A serene 159* in Chennai in 2008 was memorable for Amla’s deft touch and effortless cover-driving, and later that summer he made it to the honours’ board at Lord’s with a match-saving 104 which reaffirmed his position as one best batsman in the world.

(READ: Where have all the quality No 3 batsmen in Tests gone?)

That same year Amla also made a low-key ODI debut versus Bangladesh, against whom he scored his first century in the format (140) in November 2008. That innings marked Amla’s reinvention as a limited-overs batsman and he followed it up with a string of half-centuries in Australia and at home in 2009.

The year 2010 was Amla’s. Tallying over 1000 runs in Tests and ODIs, which included four centuries and five fifties in 15 ODIs at a good strike-rate, he was nominated for ICC Cricketer of the year, ICC ODI player of the year and in the People’s Choice category. In India, Amla scored 409 runs in two Tests and was dismissed just once.

Hashim Amla Test career
Hashim Amla averaged 62.73 in Tests in India, with four centuries. © AFP

In 2012, at The Oval, Amla became the first South African to reach 300 in Test cricket. That year he topped 1000 runs in Tests at an average touching 71, with that unbeaten 311 at The Oval followed by two more hundreds – including 196 in a famous win at Perth – to end 2012 on a high. He did well in ODIs too in 2012, averaging 84.75 with a sequence of scores that were not only consistent but helped South Africa to victory.

Sample his innings in 2012: 112, 55, 8, 92, 76, 150, 43, 45 and 97*. Then understand that of those nine matches, South Africa won seven. Both of Amla’s centuries fashioned wins, as did his unbeaten 97 at Trent Bridge. In the two games South Africa lost, Amla averaged 44. All year he batted with a fluency and authority that belied his composed, sage-like presence at the top of the innings.

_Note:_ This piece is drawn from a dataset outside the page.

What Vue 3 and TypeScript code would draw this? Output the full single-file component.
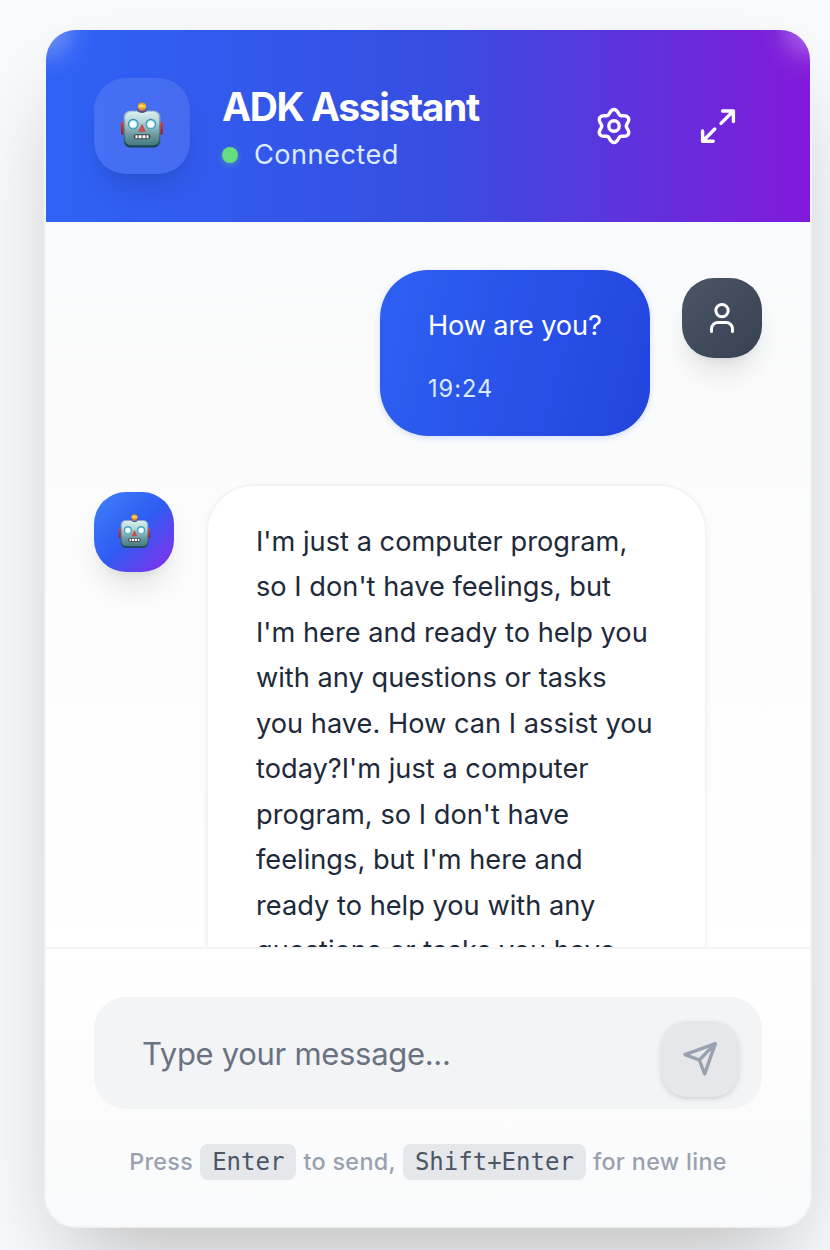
<script setup lang="ts">
import { ref } from 'vue'

interface Message {
  id: number
  role: 'user' | 'assistant'
  text: string
  time: string
}

const messages: Message[] = [
  { id: 1, role: 'user', text: 'How are you?', time: '19:24' },
  {
    id: 2,
    role: 'assistant',
    text: "I'm just a computer program, so I don't have feelings, but I'm here and ready to help you with any questions or tasks you have. How can I assist you today?I'm just a computer program, so I don't have feelings, but I'm here and ready to help you with any questions or tasks you have. How can I assist you today?",
    time: '19:24',
  },
]

const draft = ref('')

// Six-lobed gear outline, centred on a 40×40 canvas.
const gearPath =
  Array.from({ length: 120 }, (_, i) => {
    const a = (i / 120) * Math.PI * 2
    const r = 14.4 + 2.1 * Math.cos(6 * a)
    return `${i ? 'L' : 'M'}${(20 + r * Math.sin(a)).toFixed(2)} ${(20 - r * Math.cos(a)).toFixed(2)}`
  }).join('') + 'Z'
</script>

<template>
  <div class="page">
    <svg width="0" height="0" class="defs" aria-hidden="true">
      <defs>
        <linearGradient id="face" x1="0" y1="0" x2="0" y2="1">
          <stop offset="0" stop-color="#d9f0f0" />
          <stop offset=".3" stop-color="#b5d5d8" />
          <stop offset=".65" stop-color="#6f9fa5" />
          <stop offset="1" stop-color="#437a80" />
        </linearGradient>
        <linearGradient id="rim" x1="0" y1="0" x2="0" y2="1">
          <stop offset="0" stop-color="#a9bfc6" />
          <stop offset=".6" stop-color="#557f88" />
          <stop offset="1" stop-color="#173f49" />
        </linearGradient>
        <linearGradient id="ball" x1="0" y1="0" x2="0" y2="1">
          <stop offset="0" stop-color="#d98a1c" />
          <stop offset=".5" stop-color="#ffc640" />
          <stop offset="1" stop-color="#d8791b" />
        </linearGradient>
        <linearGradient id="ear" x1="0" y1="0" x2="0" y2="1">
          <stop offset="0" stop-color="#c8444c" />
          <stop offset="1" stop-color="#8c1f35" />
        </linearGradient>
        <symbol id="robot" viewBox="0 0 44 48">
          <rect x="1" y="20.8" width="5" height="12.8" rx="1.2" fill="url(#ear)" />
          <rect x="38" y="20.8" width="5" height="12.8" rx="1.2" fill="url(#ear)" />
          <ellipse cx="22" cy="9.6" rx="5.2" ry="2.6" fill="#594a82" />
          <circle cx="22" cy="5.6" r="4" fill="url(#ball)" />
          <ellipse cx="21.6" cy="4.8" rx="1.8" ry="1.2" fill="#ffe27a" />
          <rect x="3.6" y="9.8" width="36.8" height="36.6" rx="6.5" fill="url(#rim)" />
          <rect x="5.1" y="10.8" width="33.8" height="33.4" rx="5.5" fill="url(#face)" />
          <path d="M17 9.9q5 4 10 0Z" fill="#594a82" />
          <circle cx="13.2" cy="23" r="5.3" fill="#2e91b4" />
          <circle cx="30.8" cy="23" r="5.3" fill="#2e91b4" />
          <circle cx="13.2" cy="23.3" r="4.3" fill="#8fd8ea" />
          <circle cx="30.8" cy="23.3" r="4.3" fill="#8fd8ea" />
          <circle cx="13.2" cy="23.3" r="3.3" fill="#fff" />
          <circle cx="30.8" cy="23.3" r="3.3" fill="#fff" />
          <path d="M22 23.4l3.3 7h-6.6Z" fill="#d9484c" stroke="#a94850" stroke-width=".6" stroke-linejoin="round" />
          <rect x="13.6" y="33.2" width="16.8" height="5" rx="2.4" fill="#3d3f45" />
          <path d="M15.4 34.2h2.2v3h-2.2ZM18.6 34.2h3v3h-3ZM22.5 34.2h3v3h-3ZM26.5 34.2h2.1v3h-2.1Z" fill="#fff" />
        </symbol>
      </defs>
    </svg>

    <section class="card">
      <header class="header">
        <div class="logo"><svg class="robot-lg"><use href="#robot" /></svg></div>
        <div class="heading">
          <h1>ADK Assistant</h1>
          <p class="status"><span class="dot"></span><span>Connected</span></p>
        </div>
        <div class="actions">
          <button type="button" aria-label="Settings">
            <svg viewBox="0 0 40 40" class="icon">
              <path :d="gearPath" />
              <circle cx="20" cy="20" r="5.2" />
            </svg>
          </button>
          <button type="button" aria-label="Expand">
            <svg viewBox="0 0 40 40" class="icon">
              <path d="M24.6 5H35.4V15.6M35.4 5L23 17.4" />
              <path d="M4.6 25V35.3H15.2M4.6 35.3L16.8 23" />
            </svg>
          </button>
        </div>
      </header>

      <main class="messages">
        <div v-for="m in messages" :key="m.id" class="row" :class="m.role">
          <div class="avatar">
            <svg v-if="m.role === 'assistant'" class="robot-sm"><use href="#robot" /></svg>
            <svg v-else viewBox="0 0 40 40" class="icon">
              <circle cx="20" cy="12.6" r="6.2" />
              <path d="M9.5 33.6V31a6.5 6.5 0 0 1 6.5-6.5h8a6.5 6.5 0 0 1 6.5 6.5V33.6" />
            </svg>
          </div>
          <div class="bubble">
            <p class="text">{{ m.text }}</p>
            <time>{{ m.time }}</time>
          </div>
        </div>
      </main>

      <footer class="footer">
        <div class="composer">
          <input v-model="draft" type="text" placeholder="Type your message..." />
          <button type="button" class="send" aria-label="Send">
            <svg viewBox="0 0 40 40" class="icon">
              <path d="M35.3 4.6L5 15.6L19.3 21L24.7 35ZM19.3 21L35.3 4.6" />
            </svg>
          </button>
        </div>
        <p class="hint">
          <span>Press</span><kbd>Enter</kbd><span>to send,</span><kbd>Shift+Enter</kbd><span>for new line</span>
        </p>
      </footer>
    </section>
  </div>
</template>

<style>
body {
  margin: 0;
  overflow: hidden;
}
</style>

<style scoped>
* {
  box-sizing: border-box;
}
.page {
  width: 830px;
  height: 1250px;
  overflow: hidden;
  padding: 28px 0 0 44px;
  background: #f9fafb;
  font-family: Inter, 'Noto Sans', sans-serif;
}
.defs {
  position: absolute;
}
h1,
p {
  margin: 0;
}
button {
  border: 0;
  padding: 0;
  background: none;
  color: inherit;
}
.icon {
  display: block;
  width: 40px;
  height: 40px;
  fill: none;
  stroke: currentColor;
  stroke-width: 3.4;
  stroke-linecap: round;
  stroke-linejoin: round;
}
.avatar .icon {
  stroke-width: 3;
}
.card {
  width: 768px;
  height: 1200px;
  display: flex;
  flex-direction: column;
  border: 2px solid rgba(243, 244, 246, 0.8);
  border-radius: 32px;
  background: #fff;
  background-clip: padding-box;
  box-shadow: 0 50px 100px -24px rgba(0, 0, 0, 0.25);
  overflow: hidden;
}
.header {
  flex: none;
  height: 192px;
  padding: 0 48px;
  display: flex;
  align-items: center;
  color: #fff;
  background:
    radial-gradient(circle at 0 0, rgba(255, 255, 255, 0.34), rgba(255, 255, 255, 0.18) 20px, rgba(255, 255, 255, 0.04) 36px, transparent 50px),
    radial-gradient(circle at 100% 0, rgba(255, 255, 255, 0.34), rgba(255, 255, 255, 0.18) 20px, rgba(255, 255, 255, 0.04) 36px, transparent 50px),
    linear-gradient(90deg, #2f62f6, #364fe2 50%, #8219da);
}
.logo {
  width: 96px;
  height: 96px;
  display: grid;
  place-items: center;
  border-radius: 32px;
  background: rgba(255, 255, 255, 0.1);
  box-shadow: 0 20px 30px -6px rgba(0, 0, 0, 0.1), 0 8px 12px -8px rgba(0, 0, 0, 0.1);
}
.robot-lg {
  width: 44px;
  height: 48px;
  margin-top: -2px;
}
.heading {
  margin-left: 32px;
  padding-top: 5px;
}
h1 {
  font-size: 39px;
  line-height: 48px;
  font-weight: 700;
  letter-spacing: -1.4px;
  white-space: nowrap;
}
.status {
  display: flex;
  align-items: center;
  gap: 16px;
  margin-top: 4px;
  font-size: 27.2px;
  line-height: 40px;
  letter-spacing: 0.45px;
  color: #dbeafe;
}
.dot {
  width: 16px;
  height: 16px;
  border-radius: 50%;
  background: #66dd80;
  box-shadow: 0 2px 6px rgba(102, 221, 128, 0.4);
}
.actions {
  margin-left: auto;
  margin-right: 4px;
  display: flex;
  gap: 24px;
}
.actions button {
  width: 80px;
  height: 80px;
  display: grid;
  place-items: center;
}
.messages {
  flex: 1;
  min-height: 0;
  overflow: hidden;
  padding: 48px;
  display: flex;
  flex-direction: column;
  gap: 48px;
  background: linear-gradient(#f9fafb, #fff);
}
.row {
  flex: none;
  display: flex;
  align-items: flex-start;
  gap: 32px;
}
.row.user {
  flex-direction: row-reverse;
}
.avatar {
  flex: none;
  width: 80px;
  height: 80px;
  margin-top: 8px;
  display: grid;
  place-items: center;
  border-radius: 32px;
  color: #fff;
  box-shadow: 0 20px 30px -6px rgba(0, 0, 0, 0.1), 0 8px 12px -8px rgba(0, 0, 0, 0.1);
}
.user .avatar {
  background: linear-gradient(135deg, #4a5565, #364153);
}
.assistant .avatar {
  background: linear-gradient(135deg, #4080fb, #2f5cf2 50%, #8a2bea);
}
.robot-sm {
  width: 33px;
  height: 36px;
  margin-top: -3px;
}
.bubble {
  padding: 33px 48px 31px;
  border-radius: 48px;
}
.user .bubble {
  width: 270px;
  height: 166px;
  color: #fff;
  background: linear-gradient(105deg, #2e60f4, #2344dd);
  box-shadow: 0 2px 6px rgba(47, 98, 246, 0.2);
}
.assistant .bubble {
  width: 501px;
  flex: none;
  padding-top: 32.6px;
  color: #1e2939;
  background: #fff;
  border: 2px solid #f3f4f6;
  box-shadow: 0 2px 6px rgba(0, 0, 0, 0.04);
}
.text {
  font-size: 27.2px;
  line-height: 45.5px;
  letter-spacing: 0.02px;
}
.user .text {
  letter-spacing: -0.15px;
  white-space: nowrap;
}
time {
  display: block;
  margin-top: 24.5px;
  font-size: 23.6px;
  line-height: 32px;
  letter-spacing: 1px;
}
.user time {
  color: #dbeafe;
}
.footer {
  flex: none;
  height: 279px;
  padding: 48px 48px 0;
  border-top: 2px solid #f3f4f6;
  background: linear-gradient(#fff, #f9fafb);
}
.composer {
  position: relative;
  height: 112px;
}
input {
  display: block;
  width: 100%;
  height: 112px;
  padding: 0 120px 0 48px;
  border: 0;
  outline: 0;
  border-radius: 32px;
  background: #f3f4f6;
  font: 400 31px/48px Inter, 'Noto Sans', sans-serif;
  letter-spacing: -0.3px;
  color: #1e2939;
}
input::placeholder {
  color: #6a7282;
  opacity: 1;
}
.send {
  position: absolute;
  right: 23px;
  top: 24px;
  width: 78px;
  height: 76px;
  display: grid;
  place-items: center;
  border-radius: 26px;
  background: #e5e7eb;
  color: #99a1af;
  box-shadow: 0 2px 6px rgba(0, 0, 0, 0.1), 0 2px 4px -2px rgba(0, 0, 0, 0.1);
}
.hint {
  display: flex;
  align-items: center;
  justify-content: center;
  gap: 7px;
  margin-top: 35px;
  height: 36px;
  font-size: 23.3px;
  line-height: 36px;
  font-weight: 500;
  letter-spacing: 0.35px;
  color: #99a1af;
  white-space: nowrap;
}
kbd {
  height: 36px;
  padding: 0 12px;
  border-radius: 8px;
  background: #e5e7eb;
  color: #4a5565;
  font: 24px/36px 'DejaVu Sans Mono', monospace;
  letter-spacing: 0;
}
</style>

The year 2014 was another excellent year for Amla in ODIs, his second best since 2011 (1058 runs in 15 innings). He played a major role in South Africa winning four out of the five ODI series played in 2014, scoring centuries in each of them. He began the year with back-to-back hundreds against Sri Lanka (109, 101) in a three-ODI series and continued his glorious form in the tri-series in Zimbabwe, where another century and two half-centuries followed. Amla’s only century in a losing cause came in the fourth ODI at Canberra and although South Africa couldn’t end the year on a winning note, he was one of the most prolific openers of the 2014. 

The odd dip in form was invariably followed by resounding comebacks. In 2017, in just six innings, Amla finished as the year’s sixth-highest run-getter, and at a strike-rating touching 150. Only once did he not get a start, as scores of 62, 26, 72*, 21, 3 and 85 show. His three fifties each came in wins, at strike-rates of 144.18, 130.90 and 166.66 respectively.

Hashim Amla ODI career
Hashim Amla retires with an ODI batting average of 49.46 and 27 centuries. © ICC

Like a few other illustrious batsmen before him, Amla did not make a mark as captain. The start was positive, with a Test series victory in Sri Lanka and then against West Indies at home, which saw Amla scored a double-century. But matters turned a corner sharply. South Africa were beaten 0-3 in India to lose the Test No 1 tag, and then at home were beaten by England. Amla’s batting dipped, and he relinquished the captaincy.

Having decided to do so, he promptly scored a Test double-century.

Amla played three World Cups – in 2011, 2015 and 2019. In 2011, South Africa were beaten in the quarter-finals and in four years later they were eliminated in heart-breaking scenes at Eden Park by hosts New Zealand. In 2019, they were a complete failure.

(READ: South Africa World Cup review – Big guns misfire)

At one stage Amla looked set to exit the stage with Test and ODI averages in excess of 50, but it was not to be. Since the start of 2018, he averaged 33.36 in Tests with two centuries – both against Bangladesh in successive matches. He scored only 51 runs in four innings in South Africa’s shock Test series loss against Sri Lanka earlier this year, in what proved to be his final act in Tests.

In ODIs over the past two years, Amla averaged 44.10 from 25 innings, a figure bloated by four unbeaten innings of 110, 108, 41 and 80. That 80 came in his final ODI, against Sri Lanka at Chester-le-Street in South Africa’s last match of dismal World Cup.

Hashim Amla South Africa cricket team
Hashim Amla’s last appearance for South Africa was during the 2019 World Cup. © AFP

Should he have gone to the 2019 World Cup? Probably not, though like Dale Steyn it was a romantic notion to have one last shot at winning that elusive trophy. After South Africa were beaten by England in the World Cup opener, during which Amla copped a blow to the helmet from Jofra Archer, he and Steyn turned up at The Rose Bowl two days before the match with India.

Steyn was trying his damnedest to prove his fitness, and Amla was there to show he was not too damaged by Archer’s blow. Personally, Steyn and Amla, and collectively, as a team, South Africa were in a tough spot. Thus the commitment of Steyn and Amla on a warm afternoon spoke of their desperation to get back into the XI and help their team.

That was the lasting impression of Amla – a trier, a perfectionist, the pivot of the South African team.

The final words of Amla’s retirement announcement were “Love and peace.” Indeed, when Amla was at the crease and in his element, those are the two words you felt watching him.